The Victorian government’s 2018-19 budget includes $17.6 million over four years for the state’s first cyber security strategy.
“Funding will be provided to implement the Government’s cyber security strategy to improve detection and prevention capabilities, and responses to cyber-attacks on Victorian Government IT systems,” budget documents state.
“This funding will ensure we have the strong cyber security capabilities we need to protect the delivery of public services across the whole of the government,” the government said.
The government in mid-2017 signed off on the strategy, which included creating a government chief information security officer role. In October, former ANZ senior manager, information and technology risk John O’Driscoll was announced as Victoria’s first CISO.
Key to the strategy is an emphasis on a whole-of-government approach for information security.
Under the strategy the Victorian government CISO does not take replace responsibility for security within individual state government agencies but is responsible for co-ordinating “cross-government responses in those areas where a whole-of-government approach is preferable, more efficient and will provide better security outcomes than individual approaches – for example, the creation of whole-of-government cyber services, capabilities, reporting, executive engagement, and information dissemination.”
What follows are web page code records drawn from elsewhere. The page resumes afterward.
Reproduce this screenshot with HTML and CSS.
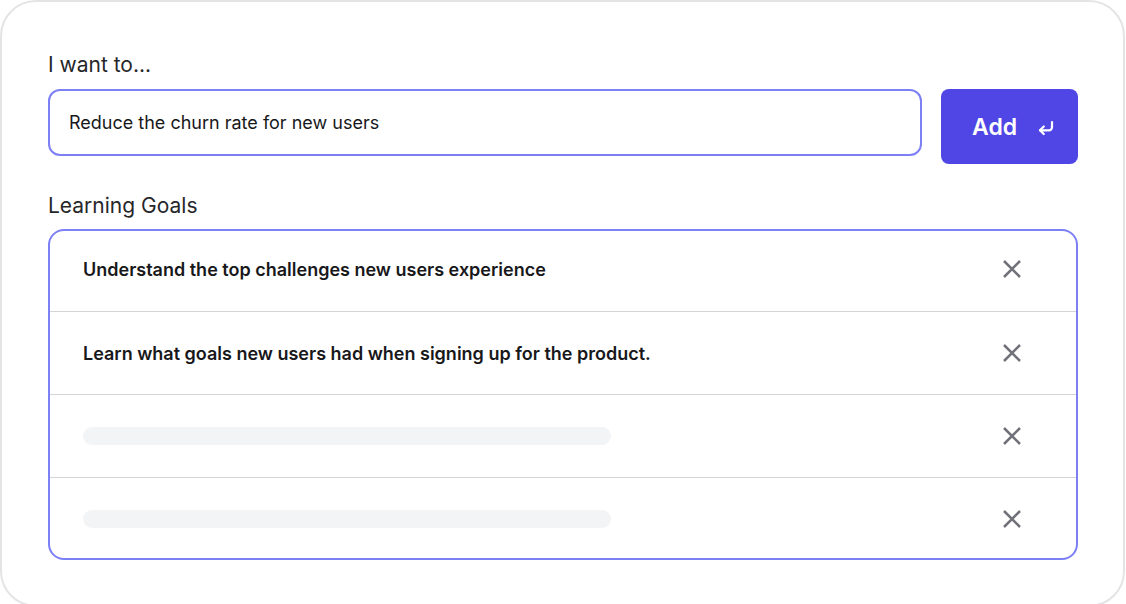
FILE: index.html
```html
<!DOCTYPE html>
<html lang="en">
<head>
<meta charset="utf-8">
<title>Learning Goals</title>
<link rel="stylesheet" href="styles.css">
</head>
<body>
<div class="card">
  <div class="label">I want to...</div>
  <div class="entry">
    <div class="input">Reduce the churn rate for new users</div>
    <button class="add">
      <span>Add</span>
      <svg class="enter" viewBox="0 0 24 24" width="18" height="18" fill="none" stroke="#fff" stroke-width="3" stroke-linecap="round" stroke-linejoin="round"><polyline points="9 10 4 15 9 20"/><path d="M20 4v7a4 4 0 0 1-4 4H4"/></svg>
    </button>
  </div>
  <div class="label label-goals">Learning Goals</div>
  <div class="goals">
    <div class="goal goal-first">
      <span class="goal-text">Understand the top challenges new users experience</span>
      <svg class="close" viewBox="0 0 18 18" width="18" height="18"><path d="M1 1L17 17M17 1L1 17" stroke="#71717a" stroke-width="2.5"/></svg>
    </div>
    <div class="goal">
      <span class="goal-text">Learn what goals new users had when signing up for the product.</span>
      <svg class="close" viewBox="0 0 18 18" width="18" height="18"><path d="M1 1L17 17M17 1L1 17" stroke="#71717a" stroke-width="2.5"/></svg>
    </div>
    <div class="goal">
      <span class="skeleton"></span>
      <svg class="close" viewBox="0 0 18 18" width="18" height="18"><path d="M1 1L17 17M17 1L1 17" stroke="#71717a" stroke-width="2.5"/></svg>
    </div>
    <div class="goal">
      <span class="skeleton"></span>
      <svg class="close" viewBox="0 0 18 18" width="18" height="18"><path d="M1 1L17 17M17 1L1 17" stroke="#71717a" stroke-width="2.5"/></svg>
    </div>
  </div>
</div>
</body>
</html>
```
FILE: styles.css
```css
html, body {
  margin: 0;
  padding: 0;
  overflow: hidden;
  background: #ffffff;
}
body {
  font-family: Inter, "Noto Sans", "Liberation Sans", sans-serif;
}
.card {
  box-sizing: border-box;
  width: 1125px;
  height: 607px;
  border: 2px solid #e4e4e7;
  border-radius: 36px;
  background: #fff;
  padding: 49px 45px 0 46px;
}
.label {
  font-size: 21px;
  line-height: 28px;
  color: #27272a;
  margin-bottom: 10px;
}
.label-goals {
  margin-top: 28px;
  margin-bottom: 9px;
}
.entry {
  display: flex;
  align-items: flex-start;
  gap: 19px;
}
.input {
  box-sizing: border-box;
  flex: 1;
  height: 67px;
  border: 2px solid #7d80f4;
  border-radius: 12px;
  padding-left: 19px;
  display: flex;
  align-items: center;
  font-size: 18px;
  color: #18181b;
}
.add {
  box-sizing: border-box;
  width: 137px;
  height: 75px;
  border: none;
  border-radius: 8px;
  background: #4f46e5;
  color: #fff;
  font-family: inherit;
  font-size: 23px;
  font-weight: 600;
  display: flex;
  align-items: center;
  padding: 0 0 0 31px;
  gap: 20px;
}
.enter {
  display: block;
  margin-top: 2px;
}
.goals {
  box-sizing: border-box;
  height: 331px;
  border: 2px solid #7d80f4;
  border-radius: 16px;
  overflow: hidden;
}
.goal {
  box-sizing: border-box;
  height: 83px;
  display: flex;
  align-items: center;
  justify-content: space-between;
  padding: 0 55px 0 33px;
}
.goal-first {
  height: 80px;
  padding-bottom: 4px;
}
.goal + .goal {
  border-top: 1px solid #d4d4d8;
}
.goal-text {
  font-size: 18px;
  font-weight: 600;
  color: #18181b;
}
.skeleton {
  display: block;
  width: 528px;
  height: 18px;
  border-radius: 9px;
  background: #f3f4f6;
}
.close {
  display: block;
  flex-shrink: 0;
}
```
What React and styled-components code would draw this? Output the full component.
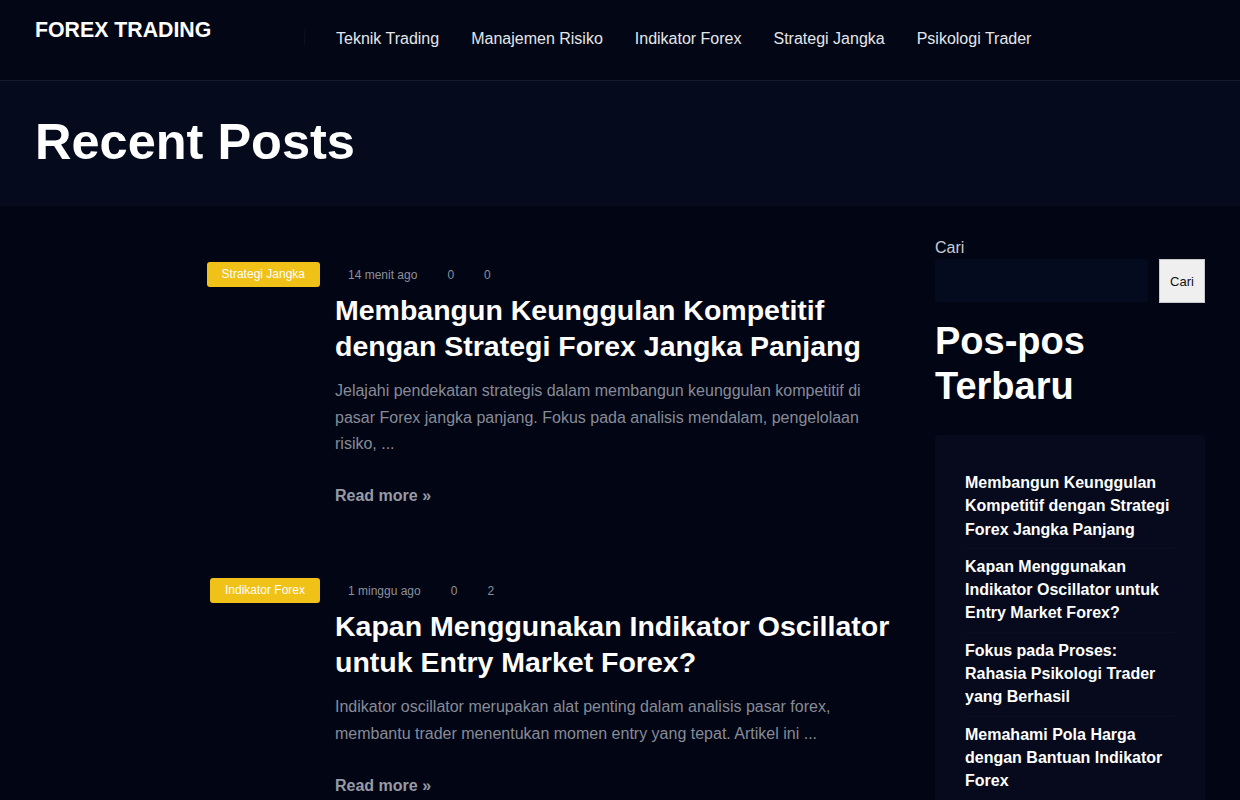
import React from "react";
import styled, { createGlobalStyle } from "styled-components";

const GlobalStyle = createGlobalStyle`
	html, body {
		margin: 0;
		padding: 0;
		background: #020514;
		font-family: "Liberation Sans", Arial, sans-serif;
		color: #fff;
	}
	* { box-sizing: border-box; }
`;

const Header = styled.header`
	height: 81px;
	background: #030614;
	border-bottom: 1px solid #171b2b;
	display: flex;
	align-items: flex-start;
	padding: 0 35px;
`;

const Logo = styled.div`
	font-size: 21.3px;
	font-weight: bold;
	color: #fff;
	margin-top: 18px;
	width: 270px;
	height: 24px;
	margin-right: 31px;
	position: relative;
	&::after {
		content: "";
		position: absolute;
		right: 0;
		top: 12px;
		height: 16px;
		border-right: 1px solid #0b0f20;
	}
`;

const Nav = styled.nav`
	display: flex;
	gap: 32px;
	margin-top: 30px;
	& a {
		color: #e4e6ec;
		font-size: 16px;
		text-decoration: none;
	}
`;

const Hero = styled.section`
	height: 125px;
	background: #050a1c;
	display: flex;
	align-items: center;
	padding: 0 35px;
	& h1 {
		margin: 0;
		font-size: 50.5px;
		font-weight: bold;
		color: #fff;
		position: relative;
		top: -2px;
	}
`;

const Main = styled.main`
	display: flex;
	padding: 35px 35px 0;
	gap: 40px;
`;

const PostList = styled.div`
	flex: 1;
	display: flex;
	flex-direction: column;
	gap: 52px;
`;

const Post = styled.article`
	display: flex;
	gap: 15px;
`;

const Thumb = styled.div`
	width: 285px;
	display: flex;
	justify-content: flex-end;
	align-items: flex-start;
	padding-top: 21px;
`;

const Badge = styled.span`
	background: #f0c116;
	color: #fff;
	font-size: 12px;
	border-radius: 3px;
	padding: 0 15px;
	height: 25px;
	line-height: 25px;
`;

const Body = styled.div`
	flex: 1;
	padding-top: 21px;
`;

const Meta = styled.div`
	display: flex;
	height: 25px;
	align-items: center;
	padding-left: 13px;
	& span {
		color: #8c909b;
		font-size: 12px;
		margin-right: 30px;
	}
`;

const Title = styled.h2`
	margin: 5px 0 14px;
	font-size: 28.5px;
	line-height: 36px;
	font-weight: bold;
	color: #fff;
`;

const Excerpt = styled.p`
	margin: 0 0 29px;
	font-size: 16px;
	line-height: 26.7px;
	color: #878b97;
`;

const ReadMore = styled.a`
	font-size: 16px;
	font-weight: bold;
	color: #979ba5;
	text-decoration: none;
`;

const Sidebar = styled.aside`
	width: 270px;
	margin-top: -2px;
`;

const Label = styled.label`
	display: block;
	font-size: 16px;
	color: #c8ccd4;
	margin-bottom: 2px;
`;

const SearchRow = styled.div`
	display: flex;
	gap: 11px;
	& input {
		flex: 1;
		min-width: 0;
		height: 43px;
		background: #050b1e;
		border: none;
		border-radius: 3px;
		outline: none;
	}
	& button {
		width: 46px;
		height: 44px;
		background: #efefef;
		border: 1px solid #c8c8c8;
		font-family: "Liberation Sans", Arial, sans-serif;
		font-size: 13px;
		color: #111;
		padding: 0;
	}
`;

const WidgetTitle = styled.h2`
	margin: 16px 0 26px;
	font-size: 38px;
	line-height: 45px;
	font-weight: bold;
	color: #fff;
`;

const RecentBox = styled.ul`
	list-style: none;
	margin: 0;
	padding: 30px 30px 10px;
	background: #060a1c;
	border-radius: 4px;
	& li {
		padding: 6px 0 7px;
		border-bottom: 1px solid #0a0e20;
		font-size: 16px;
		line-height: 23.3px;
		font-weight: bold;
		color: #fff;
	}
`;

const navItems = ["Teknik Trading", "Manajemen Risiko", "Indikator Forex", "Strategi Jangka", "Psikologi Trader"];

const posts = [
	{
		cat: "Strategi Jangka",
		time: "14 menit ago",
		views: "0",
		comments: "0",
		title: "Membangun Keunggulan Kompetitif dengan Strategi Forex Jangka Panjang",
		excerpt:
			"Jelajahi pendekatan strategis dalam membangun keunggulan kompetitif di pasar Forex jangka panjang. Fokus pada analisis mendalam, pengelolaan risiko, ...",
	},
	{
		cat: "Indikator Forex",
		time: "1 minggu ago",
		views: "0",
		comments: "2",
		title: "Kapan Menggunakan Indikator Oscillator untuk Entry Market Forex?",
		excerpt:
			"Indikator oscillator merupakan alat penting dalam analisis pasar forex, membantu trader menentukan momen entry yang tepat. Artikel ini ...",
	},
];

const recent = [
	"Membangun Keunggulan Kompetitif dengan Strategi Forex Jangka Panjang",
	"Kapan Menggunakan Indikator Oscillator untuk Entry Market Forex?",
	"Fokus pada Proses: Rahasia Psikologi Trader yang Berhasil",
	"Memahami Pola Harga dengan Bantuan Indikator Forex",
];

export default function App() {
	return (
		<>
			<GlobalStyle />
			<Header>
				<Logo>FOREX TRADING</Logo>
				<Nav>
					{navItems.map(n => (
						<a key={n} href="#">{n}</a>
					))}
				</Nav>
			</Header>
			<Hero>
				<h1>Recent Posts</h1>
			</Hero>
			<Main>
				<PostList>
					{posts.map(p => (
						<Post key={p.title}>
							<Thumb>
								<Badge>{p.cat}</Badge>
							</Thumb>
							<Body>
								<Meta>
									<span>{p.time}</span>
									<span>{p.views}</span>
									<span>{p.comments}</span>
								</Meta>
								<Title>{p.title}</Title>
								<Excerpt>{p.excerpt}</Excerpt>
								<ReadMore href="#">Read more »</ReadMore>
							</Body>
						</Post>
					))}
				</PostList>
				<Sidebar>
					<Label>Cari</Label>
					<SearchRow>
						<input type="text" />
						<button>Cari</button>
					</SearchRow>
					<WidgetTitle>Pos-pos Terbaru</WidgetTitle>
					<RecentBox>
						{recent.map(r => (
							<li key={r}>{r}</li>
						))}
					</RecentBox>
				</Sidebar>
			</Main>
		</>
	);
}
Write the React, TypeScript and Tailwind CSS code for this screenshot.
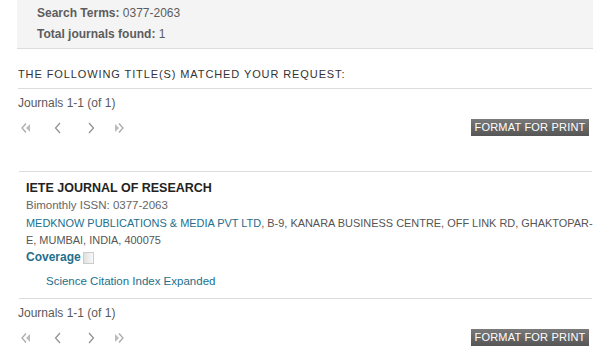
import React from "react";

const Arrows = () => (
  <div className="flex items-center h-[16px]">
    <svg width="12" height="12" viewBox="0 0 12 12" className="ml-[20px]">
      <path d="M6 1.5 L2 6 L6 10.5" fill="none" stroke="#aaa" strokeWidth="1.3" />
      <path d="M10 2 L6 6 L10 10 Z" fill="#bbb" />
    </svg>
    <svg width="12" height="12" viewBox="0 0 12 12" className="ml-[20px]">
      <path d="M8 1 L3.5 6 L8 11" fill="none" stroke="#8f8f8f" strokeWidth="1.2" />
    </svg>
    <svg width="12" height="12" viewBox="0 0 12 12" className="ml-[21px]">
      <path d="M4 1 L8.5 6 L4 11" fill="none" stroke="#8f8f8f" strokeWidth="1.2" />
    </svg>
    <svg width="12" height="12" viewBox="0 0 12 12" className="ml-[16px]">
      <path d="M2 2 L6 6 L2 10 Z" fill="#bbb" />
      <path d="M6 1.5 L10 6 L6 10.5" fill="none" stroke="#aaa" strokeWidth="1.3" />
    </svg>
  </div>
);

const Pager = () => (
  <div className="flex flex-col">
    <div className="pl-[18px] h-[17px] leading-[17px] text-[12px] text-[#5a5a5a]">Journals 1-1 (of 1)</div>
    <div className="flex items-center justify-between mt-[7px] pr-[11px]">
      <Arrows />
      <div className="w-[118px] h-[17px] bg-gradient-to-b from-[#7a7a7a] to-[#555] text-white text-[11px] leading-[17px] text-center tracking-[0.2px]">
        FORMAT FOR PRINT
      </div>
    </div>
  </div>
);

export default function App() {
  return (
    <div
      className="w-[600px] h-[352px] overflow-hidden bg-white"
      style={{ fontFamily: '"Liberation Sans", Arial, sans-serif' }}
    >
      <div className="ml-[17px] mr-[7px] h-[49px] bg-[#f4f4f4] border-b border-[#dcdcdc] pl-[20px] pt-[4px] text-[12px] font-bold text-[#5c5c5c]">
        <div className="h-[21px] leading-[18px]">
          Search Terms: <span className="font-normal">0377-2063</span>
        </div>
        <div className="h-[21px] leading-[18px]">
          Total journals found: <span className="font-normal">1</span>
        </div>
      </div>
      <div className="h-[40px] ml-[18px] mr-[8px] border-b border-[#dcdcdc] flex items-center pt-[12px] text-[11px] tracking-[0.9px] text-[#333]">
        THE FOLLOWING TITLE(S) MATCHED YOUR REQUEST:
      </div>
      <div className="pt-[6px]">
        <Pager />
      </div>
      <div className="mt-[35px] ml-[19px] mr-[8px] border-b border-[#dcdcdc]" />
      <div className="pl-[26px] pr-[4px] pt-[8px] text-[12px] leading-[17px]">
        <div className="font-bold text-[#222] text-[12.5px]">IETE JOURNAL OF RESEARCH</div>
        <div className="text-[#666] text-[11.5px]">Bimonthly ISSN: 0377-2063</div>
        <div className="text-[#555] text-[10.95px] whitespace-nowrap mt-[1px]">
          <span className="text-[#236f8c]">MEDKNOW PUBLICATIONS &amp; MEDIA PVT LTD</span>, B-9, KANARA BUSINESS CENTRE, OFF LINK RD, GHAKTOPAR-
          <br />
          E, MUMBAI, INDIA, 400075
        </div>
        <div className="flex items-center font-bold text-[#236f8c]">
          Coverage
          <span className="ml-[2px] w-[11px] h-[12px] border border-[#ccc] bg-gradient-to-r from-[#e0e0e0] to-[#f8f8f8]" />
        </div>
        <div className="pl-[20px] mt-[7px] text-[#236f8c] text-[11.5px]">Science Citation Index Expanded</div>
      </div>
      <div className="mt-[8px] ml-[19px] mr-[8px] border-b border-[#dcdcdc]" />
      <div className="pt-[6px]">
        <Pager />
      </div>
    </div>
  );
}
“We’re getting on with delivering Victoria’s first ever Cyber Security Strategy so we can stay ahead of cyber criminals and protect Victorians’ personal information,” said special minister of state, Gavin Jennings.
“This boost will also build upon our state’s position as the tech capital of Australia and a world-leader in tackling cyber threats.”
The budget also earmarks $2.6 million for the Office of the Victorian Information Commissioner
In August, Sven Bluemmel was announced as Victoria’s first Information Commissioner. Before joining OVIC Bluemmel was Western Australia’s Information Commissioner.
Prior to OVIC’s creation, freedom of information and privacy were overseen by separate commissioners.
The 2018-19 budget includes $21.9 million over four years to boost Victoria Police’s “ability to respond to serious crime and organised technology-enabled offending”.
“This includes increasing capacity to tackle organised crime syndicates trafficking drugs and firearms on the dark web, online child exploitation, gathering and recording evidence through digital forensic services, conducting covert operations, and gathering intelligence,” budget documents state.